A chipmaker coming out of stealth mode, the company says it has solved a lot of problems associated with delivering enterprise-class
performance - or "wired experience" for corporate wireless LAN (WLAN) users. Ironically, the company has solved problems that,
I'd bet, most enterprise network managers aren't aware they even have. Of course, that is part of the problem too.
The technical part of the problem is that, in a world where vendors are pushing dedicated, billion-bit-per-second desktop
connections, the ubiquitous wireless standard, IEEE 802.11b, functions more like a 10M bit/sec Ethernet hub.
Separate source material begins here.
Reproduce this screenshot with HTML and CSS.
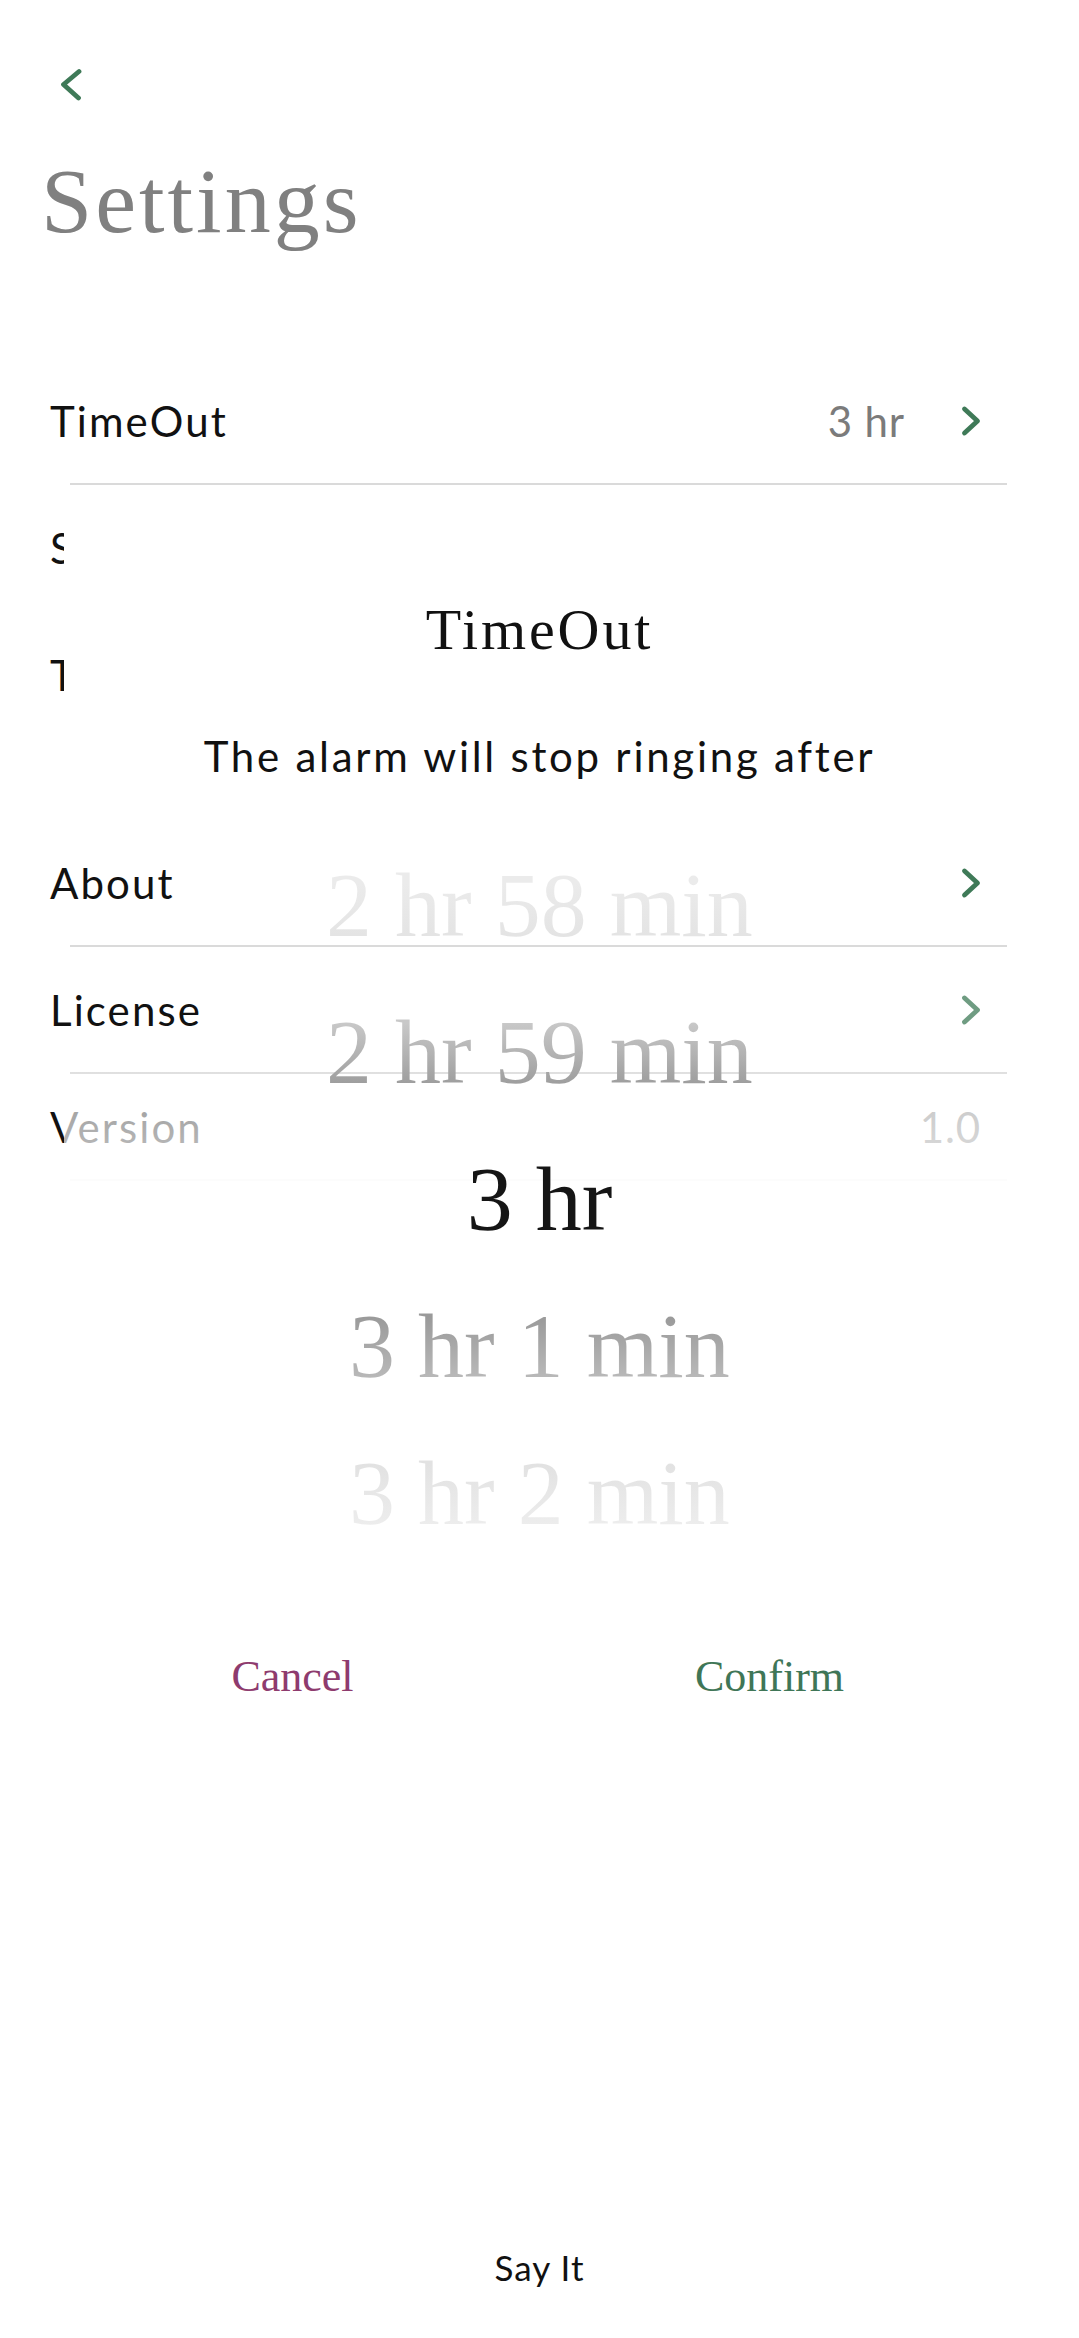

It provides shared rather than dedicated bandwidth, and like the bad old
days, high use by one user can translate into poor response time for other users. And that is with ideal conditions.
Interference from building materials, signal degradation caused by distance from the access point - even your colleague using
the microwave - could cause users to drop to about 1M bit/sec communication with the access point. (See a review of WLAN analyzers)
So why no howls from users? Well, in many places, deployment is in the early stages, so performance problems have not yet
manifested. As with cell phones, the benefits of mobility far outweigh problems with speed or quality. And if you complain,
your IT guy might grab your wireless network interface card and shove a cable in your face.
There is a human aspect to the problem as well. Precious few of us old-line data networkers are radio frequency experts. As
fast as you can say "Orthogonal Frequency Division Multiplexing" (OFDM), we're heading for the hills.
Today's plug-and-play wireless is about as complicated and fast-moving a technology as we've seen in a while. I always judge
complexity relative to ATM - the gold standard of complexity. 802.11 wireless seems to have it beat - simultaneously shipping
three "standard" flavors of the technology with more dot-eleven subcommittees seeming to spawn daily. And because our users
are not complaining, why dig deeper when there are so many other things to do?